The saga, like all novelistic works, is nourished on the richness and complexity of its characters. The new faith resulted in banning this disinterested contemplation and shoved it out in favor of a dualistic world of virtues and vices, of punishments for some and rewards for others …. From these awful syntactical equivalences …. it should be noted that the movement from a ‘storm of arrows’ [for ‘battle’] to a ‘firebrand of a storm of arrows’ comprises the degeneration of the poetry of Iceland.

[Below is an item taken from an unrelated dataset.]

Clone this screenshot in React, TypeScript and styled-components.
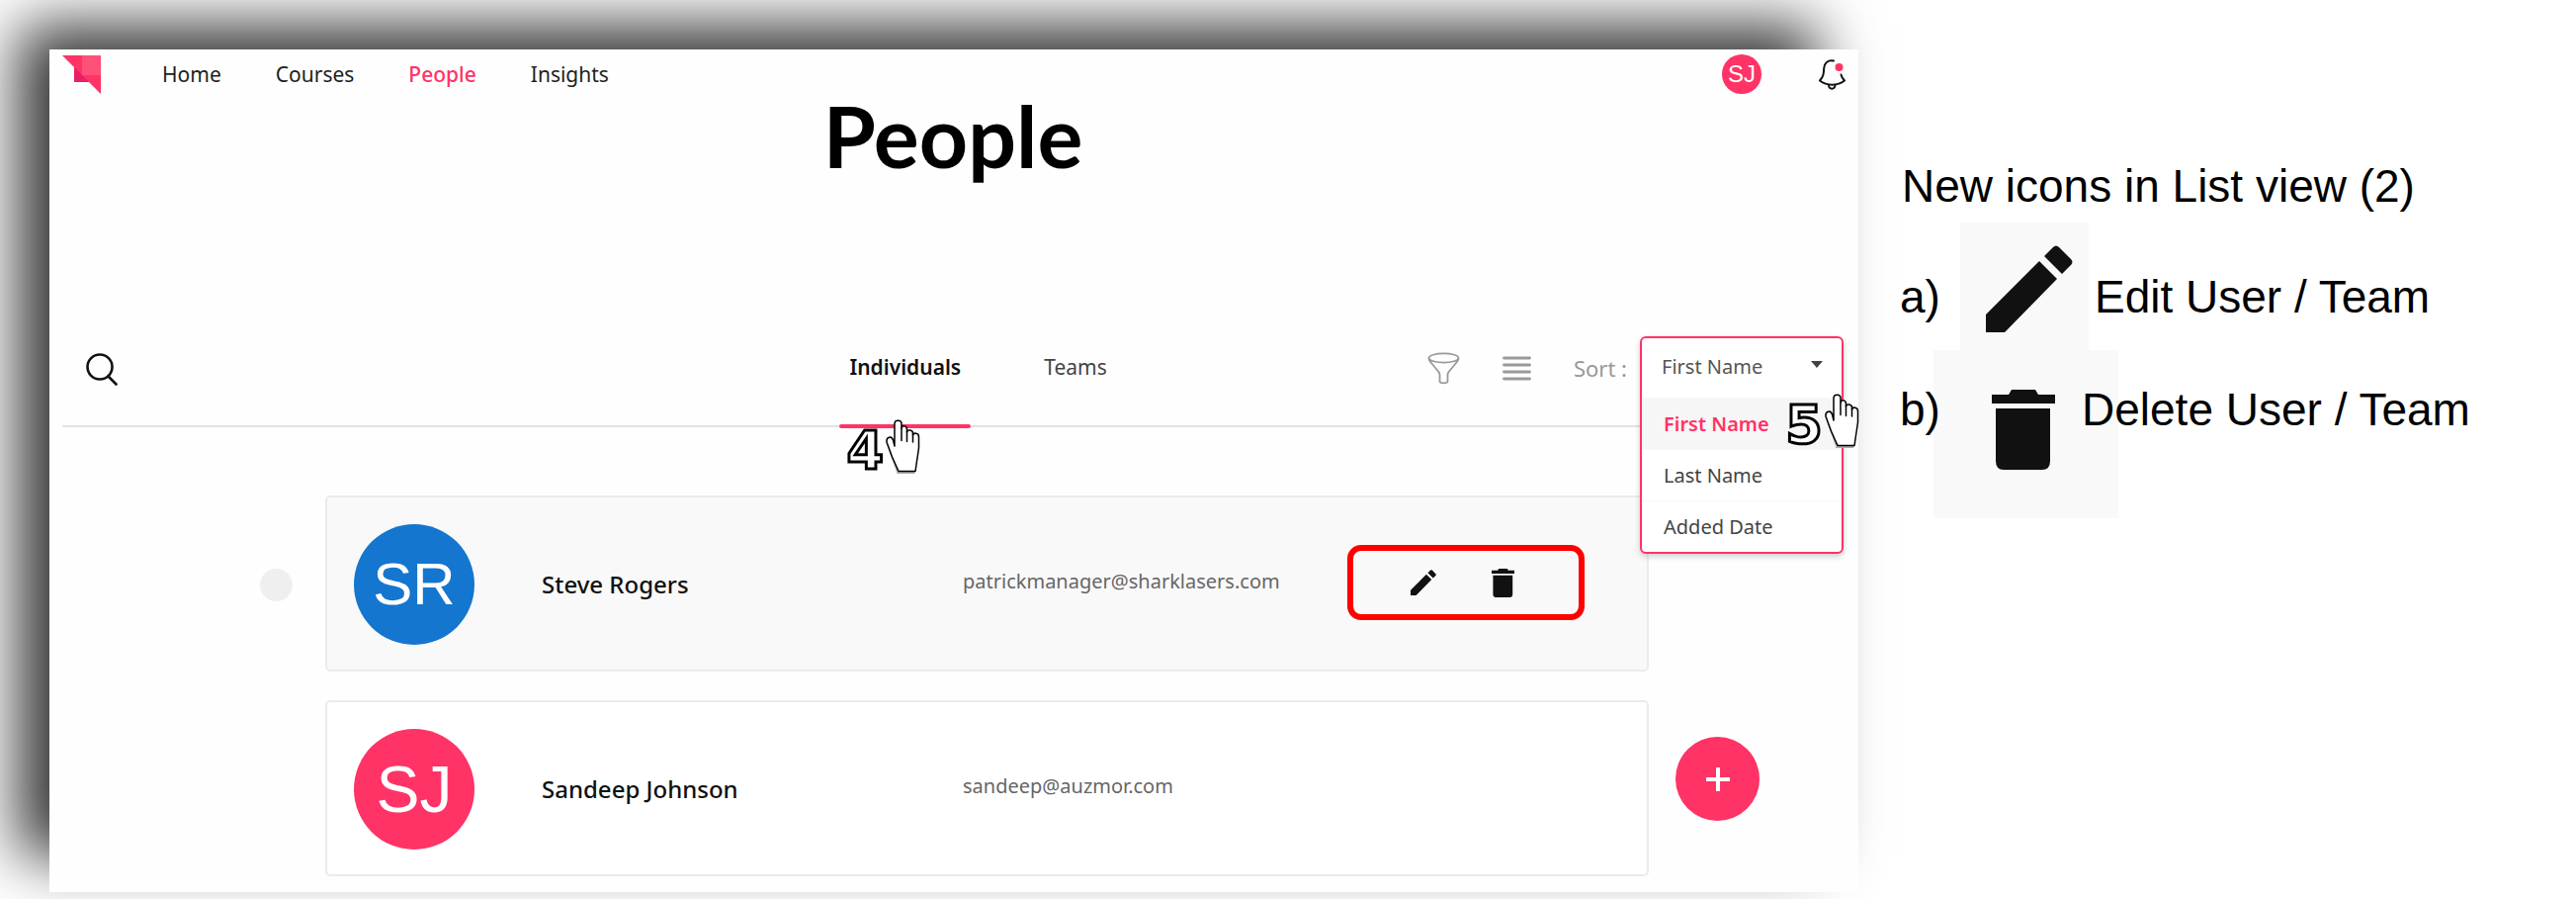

Thus the violent and mystic images of the Vikings, above all for kinship and military terms, were replaced by the black-and-white simplicity of good versus evil. But much more than that, a whole world was submerged beneath frozen waters for the good of mankind, which had the remarkable foresight not to forget about it. Perhaps, for this reason, you will be stunned at the coherence of such an endeavor, of the revivification of the invaders, their hymns and dirges, their macabre prophecies and sayings. And in the end, through several centuries of asides and esoteric learning, we picture quite clearly Bede, Snorri Sturluson, and Otfried of Weissenburg under one bright Northern sky. That is, a “cloud house and the sister of the moon.”